After the demise of Better Place, I have picked up the Tesla case to teach in my business model innovation course. I think it illustrates nicely how a start-up can try to compete in a very difficult and mature industry by focusing on very particular choices that differentiate it from others. These choices are what enables business model innovation at Tesla. Contrary to Christensens’s claims about disruptive innovation coming from the lower-cost competitors providing for unsatisfied customers, Tesla started from the top, first serving the top of the market, while nourishing its dreams about expansion into the mass market (for more recent criticism of the disruption theory check here).

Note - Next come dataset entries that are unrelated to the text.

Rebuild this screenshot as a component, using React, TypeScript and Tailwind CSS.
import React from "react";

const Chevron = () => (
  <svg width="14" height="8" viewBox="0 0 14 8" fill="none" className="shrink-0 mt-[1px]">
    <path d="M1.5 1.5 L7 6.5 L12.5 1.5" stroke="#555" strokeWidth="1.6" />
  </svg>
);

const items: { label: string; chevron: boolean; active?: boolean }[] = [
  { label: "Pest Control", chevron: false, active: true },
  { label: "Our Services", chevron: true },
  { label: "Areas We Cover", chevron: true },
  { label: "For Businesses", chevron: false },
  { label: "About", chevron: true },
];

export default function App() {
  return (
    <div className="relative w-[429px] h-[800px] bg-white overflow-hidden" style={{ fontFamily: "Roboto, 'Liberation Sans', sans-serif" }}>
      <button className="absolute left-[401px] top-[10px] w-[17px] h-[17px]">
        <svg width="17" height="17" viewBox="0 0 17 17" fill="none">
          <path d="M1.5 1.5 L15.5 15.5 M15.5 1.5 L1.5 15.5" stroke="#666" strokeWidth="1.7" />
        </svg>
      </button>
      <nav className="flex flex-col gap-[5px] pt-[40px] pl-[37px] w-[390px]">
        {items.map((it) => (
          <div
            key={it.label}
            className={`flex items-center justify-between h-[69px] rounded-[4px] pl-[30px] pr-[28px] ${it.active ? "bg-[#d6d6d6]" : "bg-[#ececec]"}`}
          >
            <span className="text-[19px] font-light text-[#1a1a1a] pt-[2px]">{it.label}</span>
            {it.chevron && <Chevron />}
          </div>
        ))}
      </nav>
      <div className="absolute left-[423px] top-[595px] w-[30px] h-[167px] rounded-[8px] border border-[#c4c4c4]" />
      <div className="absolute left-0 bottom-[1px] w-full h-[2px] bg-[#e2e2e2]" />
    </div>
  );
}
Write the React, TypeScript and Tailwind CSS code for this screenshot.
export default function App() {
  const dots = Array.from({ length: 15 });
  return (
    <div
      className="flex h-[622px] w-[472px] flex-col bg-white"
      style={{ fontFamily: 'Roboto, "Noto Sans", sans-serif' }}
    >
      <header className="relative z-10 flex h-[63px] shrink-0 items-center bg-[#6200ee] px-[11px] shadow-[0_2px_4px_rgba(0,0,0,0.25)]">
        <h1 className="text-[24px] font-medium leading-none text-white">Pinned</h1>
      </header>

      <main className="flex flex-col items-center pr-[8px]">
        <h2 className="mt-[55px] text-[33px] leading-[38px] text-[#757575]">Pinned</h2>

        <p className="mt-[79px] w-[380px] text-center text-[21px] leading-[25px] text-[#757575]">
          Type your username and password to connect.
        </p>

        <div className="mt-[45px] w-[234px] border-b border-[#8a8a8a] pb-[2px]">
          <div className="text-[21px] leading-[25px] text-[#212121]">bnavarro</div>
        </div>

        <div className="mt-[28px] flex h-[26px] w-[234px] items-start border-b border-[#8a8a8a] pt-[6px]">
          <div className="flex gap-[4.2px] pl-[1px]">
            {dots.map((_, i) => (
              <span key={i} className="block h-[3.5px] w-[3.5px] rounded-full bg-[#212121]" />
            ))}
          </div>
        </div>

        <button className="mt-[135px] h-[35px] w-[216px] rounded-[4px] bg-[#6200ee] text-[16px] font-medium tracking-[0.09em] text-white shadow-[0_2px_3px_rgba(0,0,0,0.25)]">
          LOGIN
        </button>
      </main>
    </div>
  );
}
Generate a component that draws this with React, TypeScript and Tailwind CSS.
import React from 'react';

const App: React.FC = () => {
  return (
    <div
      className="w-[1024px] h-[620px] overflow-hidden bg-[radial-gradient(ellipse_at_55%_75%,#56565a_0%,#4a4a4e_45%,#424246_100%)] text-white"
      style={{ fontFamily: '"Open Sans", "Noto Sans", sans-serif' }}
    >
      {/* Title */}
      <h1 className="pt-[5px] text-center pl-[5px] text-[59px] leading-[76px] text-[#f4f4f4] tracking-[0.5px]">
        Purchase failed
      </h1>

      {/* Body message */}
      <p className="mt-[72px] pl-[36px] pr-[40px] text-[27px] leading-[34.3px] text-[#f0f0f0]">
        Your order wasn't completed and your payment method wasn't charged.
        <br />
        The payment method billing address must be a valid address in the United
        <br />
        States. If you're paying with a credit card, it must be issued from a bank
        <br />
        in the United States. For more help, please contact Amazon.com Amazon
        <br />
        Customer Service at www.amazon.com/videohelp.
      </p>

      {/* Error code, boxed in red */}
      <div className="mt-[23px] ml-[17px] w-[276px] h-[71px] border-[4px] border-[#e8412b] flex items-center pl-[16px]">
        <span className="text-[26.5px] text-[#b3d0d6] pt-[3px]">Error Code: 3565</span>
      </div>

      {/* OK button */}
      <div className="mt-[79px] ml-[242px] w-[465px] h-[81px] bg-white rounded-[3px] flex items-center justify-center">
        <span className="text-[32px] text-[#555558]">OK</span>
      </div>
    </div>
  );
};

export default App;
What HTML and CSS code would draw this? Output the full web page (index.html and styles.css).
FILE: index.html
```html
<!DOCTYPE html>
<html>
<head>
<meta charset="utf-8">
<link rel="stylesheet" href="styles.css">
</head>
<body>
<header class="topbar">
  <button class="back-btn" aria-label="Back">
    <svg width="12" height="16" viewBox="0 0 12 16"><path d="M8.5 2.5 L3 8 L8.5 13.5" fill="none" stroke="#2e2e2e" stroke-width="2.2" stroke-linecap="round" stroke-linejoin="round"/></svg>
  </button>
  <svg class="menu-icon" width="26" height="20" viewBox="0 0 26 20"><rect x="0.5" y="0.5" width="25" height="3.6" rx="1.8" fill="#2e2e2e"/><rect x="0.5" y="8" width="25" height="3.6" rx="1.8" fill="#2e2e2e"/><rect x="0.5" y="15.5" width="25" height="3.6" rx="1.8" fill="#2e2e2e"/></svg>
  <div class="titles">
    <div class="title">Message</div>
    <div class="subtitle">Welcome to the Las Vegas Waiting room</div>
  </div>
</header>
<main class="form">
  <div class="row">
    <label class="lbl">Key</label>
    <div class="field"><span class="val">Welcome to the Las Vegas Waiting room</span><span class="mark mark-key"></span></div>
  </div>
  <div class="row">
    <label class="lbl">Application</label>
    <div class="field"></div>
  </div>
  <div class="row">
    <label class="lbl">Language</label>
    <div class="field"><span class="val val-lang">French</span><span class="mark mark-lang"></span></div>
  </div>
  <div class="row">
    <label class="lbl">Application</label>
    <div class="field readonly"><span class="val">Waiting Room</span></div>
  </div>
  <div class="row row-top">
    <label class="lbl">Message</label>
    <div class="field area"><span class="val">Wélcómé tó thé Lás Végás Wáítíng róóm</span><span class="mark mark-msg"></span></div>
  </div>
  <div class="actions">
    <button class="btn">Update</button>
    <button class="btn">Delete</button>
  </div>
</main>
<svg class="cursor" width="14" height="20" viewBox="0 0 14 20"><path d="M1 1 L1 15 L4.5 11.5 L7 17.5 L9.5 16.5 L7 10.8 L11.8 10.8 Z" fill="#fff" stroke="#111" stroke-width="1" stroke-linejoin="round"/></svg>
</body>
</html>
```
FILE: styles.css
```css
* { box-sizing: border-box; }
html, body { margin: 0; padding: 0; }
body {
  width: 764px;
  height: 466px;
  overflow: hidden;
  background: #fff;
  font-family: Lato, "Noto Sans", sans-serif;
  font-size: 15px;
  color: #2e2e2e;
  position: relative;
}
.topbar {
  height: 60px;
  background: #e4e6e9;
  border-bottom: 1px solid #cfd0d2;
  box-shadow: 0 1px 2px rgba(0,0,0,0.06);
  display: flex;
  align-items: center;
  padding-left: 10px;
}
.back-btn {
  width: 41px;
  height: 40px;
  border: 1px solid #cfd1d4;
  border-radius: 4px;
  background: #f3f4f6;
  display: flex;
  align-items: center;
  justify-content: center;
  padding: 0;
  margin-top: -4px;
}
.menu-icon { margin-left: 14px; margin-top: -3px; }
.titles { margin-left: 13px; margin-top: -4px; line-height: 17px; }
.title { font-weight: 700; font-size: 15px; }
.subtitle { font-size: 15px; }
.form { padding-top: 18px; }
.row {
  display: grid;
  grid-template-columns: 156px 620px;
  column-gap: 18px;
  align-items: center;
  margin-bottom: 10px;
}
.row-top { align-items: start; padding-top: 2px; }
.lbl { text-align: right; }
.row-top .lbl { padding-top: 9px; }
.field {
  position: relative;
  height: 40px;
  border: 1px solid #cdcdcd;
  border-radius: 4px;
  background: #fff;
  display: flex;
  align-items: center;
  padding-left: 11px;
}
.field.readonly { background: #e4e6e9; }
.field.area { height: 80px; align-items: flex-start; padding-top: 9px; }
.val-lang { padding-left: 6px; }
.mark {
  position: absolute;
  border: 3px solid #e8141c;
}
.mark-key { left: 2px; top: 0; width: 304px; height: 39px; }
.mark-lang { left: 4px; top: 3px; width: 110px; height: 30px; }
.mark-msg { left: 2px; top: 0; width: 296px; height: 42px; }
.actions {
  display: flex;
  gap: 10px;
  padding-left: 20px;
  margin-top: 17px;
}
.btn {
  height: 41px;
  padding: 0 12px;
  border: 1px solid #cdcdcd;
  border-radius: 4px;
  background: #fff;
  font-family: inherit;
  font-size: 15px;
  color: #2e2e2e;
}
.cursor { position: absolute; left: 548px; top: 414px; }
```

Another part of Tesla’s business model innovation is the development of key partnerships with several high-status organizations such as Daimler, Toyota, BMW, Panasonic, etc. Developing a network advantage, as argue Greve, Rowley and Shipilov in their new book, is definitely becoming more and more important to gain a competitive edge. Mastering networks is more challenging for new firms, however.
At the same time, partnerships with Renault as well as Israeli government and energy utility companies did not save BetterPlace from bankruptcy. Maybe consumers will have the last say on this (as well as many other up and coming innovations) – and Model S seems to find more acceptance than Renault EV models these days.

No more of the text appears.